— BEGIN —

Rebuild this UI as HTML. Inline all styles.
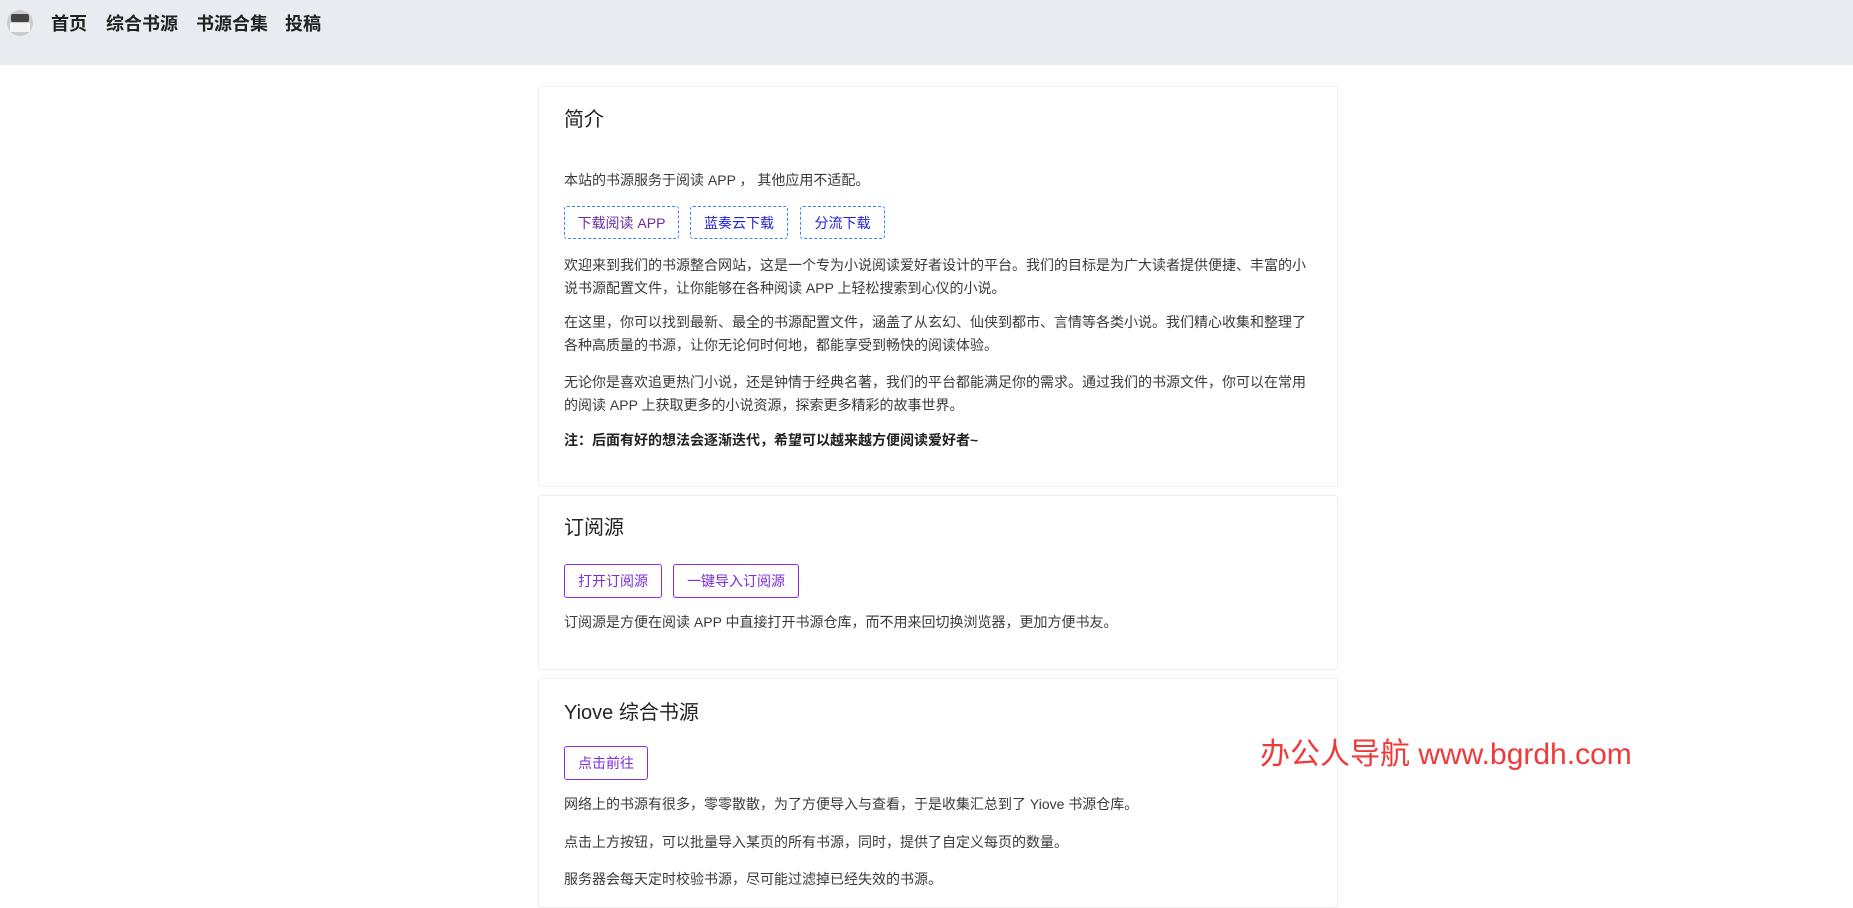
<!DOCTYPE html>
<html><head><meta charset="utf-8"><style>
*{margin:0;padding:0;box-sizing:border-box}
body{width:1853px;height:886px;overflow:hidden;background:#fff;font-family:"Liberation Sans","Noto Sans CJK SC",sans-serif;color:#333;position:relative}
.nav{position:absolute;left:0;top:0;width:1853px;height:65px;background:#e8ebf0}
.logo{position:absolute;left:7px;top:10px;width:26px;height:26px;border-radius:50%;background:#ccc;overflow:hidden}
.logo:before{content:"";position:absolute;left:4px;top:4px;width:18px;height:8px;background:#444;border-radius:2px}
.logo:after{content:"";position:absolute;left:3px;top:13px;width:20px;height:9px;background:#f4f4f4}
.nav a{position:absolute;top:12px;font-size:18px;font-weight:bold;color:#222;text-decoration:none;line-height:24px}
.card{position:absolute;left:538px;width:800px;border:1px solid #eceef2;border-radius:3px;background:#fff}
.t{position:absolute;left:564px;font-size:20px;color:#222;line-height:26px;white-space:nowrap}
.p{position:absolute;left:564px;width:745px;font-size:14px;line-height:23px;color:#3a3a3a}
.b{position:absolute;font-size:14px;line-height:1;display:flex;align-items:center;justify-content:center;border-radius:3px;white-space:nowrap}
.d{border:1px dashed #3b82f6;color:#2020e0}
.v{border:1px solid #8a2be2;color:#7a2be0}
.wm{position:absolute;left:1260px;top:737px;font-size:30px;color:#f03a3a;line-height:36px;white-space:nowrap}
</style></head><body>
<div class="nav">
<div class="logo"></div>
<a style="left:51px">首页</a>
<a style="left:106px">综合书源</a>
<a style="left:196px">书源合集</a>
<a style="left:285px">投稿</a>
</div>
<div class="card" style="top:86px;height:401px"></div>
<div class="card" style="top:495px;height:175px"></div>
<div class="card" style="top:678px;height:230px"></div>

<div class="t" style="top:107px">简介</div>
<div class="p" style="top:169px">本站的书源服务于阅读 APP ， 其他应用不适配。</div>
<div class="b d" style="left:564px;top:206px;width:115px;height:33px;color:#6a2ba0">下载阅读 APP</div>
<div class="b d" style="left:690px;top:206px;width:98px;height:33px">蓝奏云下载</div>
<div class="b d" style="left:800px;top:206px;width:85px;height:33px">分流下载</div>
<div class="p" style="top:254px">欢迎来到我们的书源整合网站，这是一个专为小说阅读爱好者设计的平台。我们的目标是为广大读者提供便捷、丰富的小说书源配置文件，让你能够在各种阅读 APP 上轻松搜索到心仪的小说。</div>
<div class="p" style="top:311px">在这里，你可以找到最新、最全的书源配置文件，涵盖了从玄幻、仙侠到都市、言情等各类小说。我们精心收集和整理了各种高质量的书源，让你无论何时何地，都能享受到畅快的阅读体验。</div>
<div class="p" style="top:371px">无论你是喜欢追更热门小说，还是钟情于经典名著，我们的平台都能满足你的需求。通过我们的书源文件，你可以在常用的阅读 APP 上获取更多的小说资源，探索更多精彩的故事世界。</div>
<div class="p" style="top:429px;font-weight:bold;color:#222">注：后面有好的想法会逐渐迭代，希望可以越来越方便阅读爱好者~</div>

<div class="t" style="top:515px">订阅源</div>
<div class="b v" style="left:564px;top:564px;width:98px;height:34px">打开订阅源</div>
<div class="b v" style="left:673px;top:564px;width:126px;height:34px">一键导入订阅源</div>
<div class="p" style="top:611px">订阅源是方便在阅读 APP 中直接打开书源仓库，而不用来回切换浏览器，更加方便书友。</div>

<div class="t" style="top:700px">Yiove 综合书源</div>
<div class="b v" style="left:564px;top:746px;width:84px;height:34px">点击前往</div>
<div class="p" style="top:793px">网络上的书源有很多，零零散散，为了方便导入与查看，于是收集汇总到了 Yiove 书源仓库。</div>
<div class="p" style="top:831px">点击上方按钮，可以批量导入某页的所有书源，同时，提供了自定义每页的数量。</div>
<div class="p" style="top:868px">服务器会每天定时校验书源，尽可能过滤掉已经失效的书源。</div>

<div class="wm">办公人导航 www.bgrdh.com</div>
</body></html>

— END —
— BEGIN —

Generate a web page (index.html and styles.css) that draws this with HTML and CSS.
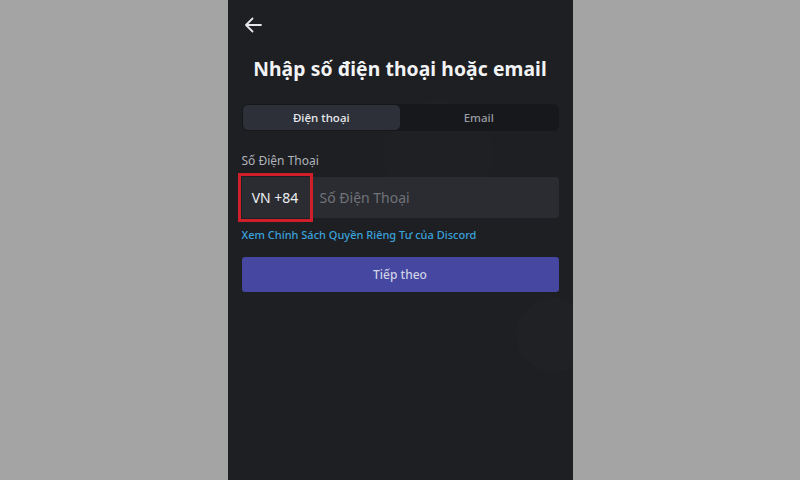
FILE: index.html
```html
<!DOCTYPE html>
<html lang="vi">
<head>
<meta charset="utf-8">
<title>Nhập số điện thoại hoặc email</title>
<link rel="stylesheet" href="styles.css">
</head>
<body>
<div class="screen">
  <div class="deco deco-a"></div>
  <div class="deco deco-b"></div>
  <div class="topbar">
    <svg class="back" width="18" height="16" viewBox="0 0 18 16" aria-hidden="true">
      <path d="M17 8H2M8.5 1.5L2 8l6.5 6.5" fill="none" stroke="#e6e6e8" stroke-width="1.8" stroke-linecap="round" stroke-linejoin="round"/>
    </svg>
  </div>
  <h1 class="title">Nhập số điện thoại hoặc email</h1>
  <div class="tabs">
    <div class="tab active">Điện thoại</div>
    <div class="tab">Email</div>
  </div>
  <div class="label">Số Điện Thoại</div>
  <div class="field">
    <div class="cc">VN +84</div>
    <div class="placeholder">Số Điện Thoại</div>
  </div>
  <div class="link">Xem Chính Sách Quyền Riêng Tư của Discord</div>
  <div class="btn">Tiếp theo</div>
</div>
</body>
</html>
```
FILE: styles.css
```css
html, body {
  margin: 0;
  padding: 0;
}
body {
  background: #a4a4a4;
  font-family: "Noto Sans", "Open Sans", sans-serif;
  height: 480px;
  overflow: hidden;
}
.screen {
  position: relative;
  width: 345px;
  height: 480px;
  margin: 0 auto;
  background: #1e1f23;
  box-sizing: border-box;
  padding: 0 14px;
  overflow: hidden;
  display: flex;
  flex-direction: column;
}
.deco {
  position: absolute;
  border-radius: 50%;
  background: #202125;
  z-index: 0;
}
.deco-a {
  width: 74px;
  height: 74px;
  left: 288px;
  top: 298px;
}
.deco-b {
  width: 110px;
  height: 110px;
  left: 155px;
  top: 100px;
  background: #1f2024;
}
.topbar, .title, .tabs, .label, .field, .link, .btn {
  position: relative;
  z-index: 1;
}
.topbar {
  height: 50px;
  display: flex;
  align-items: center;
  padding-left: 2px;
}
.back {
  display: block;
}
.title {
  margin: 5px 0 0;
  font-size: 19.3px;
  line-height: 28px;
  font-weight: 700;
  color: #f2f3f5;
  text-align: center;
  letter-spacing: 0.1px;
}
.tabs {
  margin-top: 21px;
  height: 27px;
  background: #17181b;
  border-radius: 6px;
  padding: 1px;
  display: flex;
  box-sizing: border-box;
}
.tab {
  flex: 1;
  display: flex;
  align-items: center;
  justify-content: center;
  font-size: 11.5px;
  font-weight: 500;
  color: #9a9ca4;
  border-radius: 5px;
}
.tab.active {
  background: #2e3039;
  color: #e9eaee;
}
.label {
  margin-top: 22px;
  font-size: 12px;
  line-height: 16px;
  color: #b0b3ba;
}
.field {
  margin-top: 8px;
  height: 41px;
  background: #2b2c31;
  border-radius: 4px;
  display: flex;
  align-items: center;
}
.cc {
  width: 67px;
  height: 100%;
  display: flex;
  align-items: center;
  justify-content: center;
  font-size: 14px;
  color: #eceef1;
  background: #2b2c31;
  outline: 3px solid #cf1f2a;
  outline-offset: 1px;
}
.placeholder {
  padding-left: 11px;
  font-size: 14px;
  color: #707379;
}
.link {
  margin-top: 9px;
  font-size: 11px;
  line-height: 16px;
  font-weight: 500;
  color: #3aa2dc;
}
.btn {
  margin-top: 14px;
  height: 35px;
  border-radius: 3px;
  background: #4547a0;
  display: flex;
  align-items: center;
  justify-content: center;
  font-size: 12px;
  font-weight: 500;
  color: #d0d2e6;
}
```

— END —

▶ _WHAT YOU NEED TO DO_
Filter the records down to the lines that contain the string "this", and copy those lines.

▶ _TASK ANSWER_
Rebuild this UI as HTML. Inline all styles.
Generate a web page (index.html and styles.css) that draws this with HTML and CSS.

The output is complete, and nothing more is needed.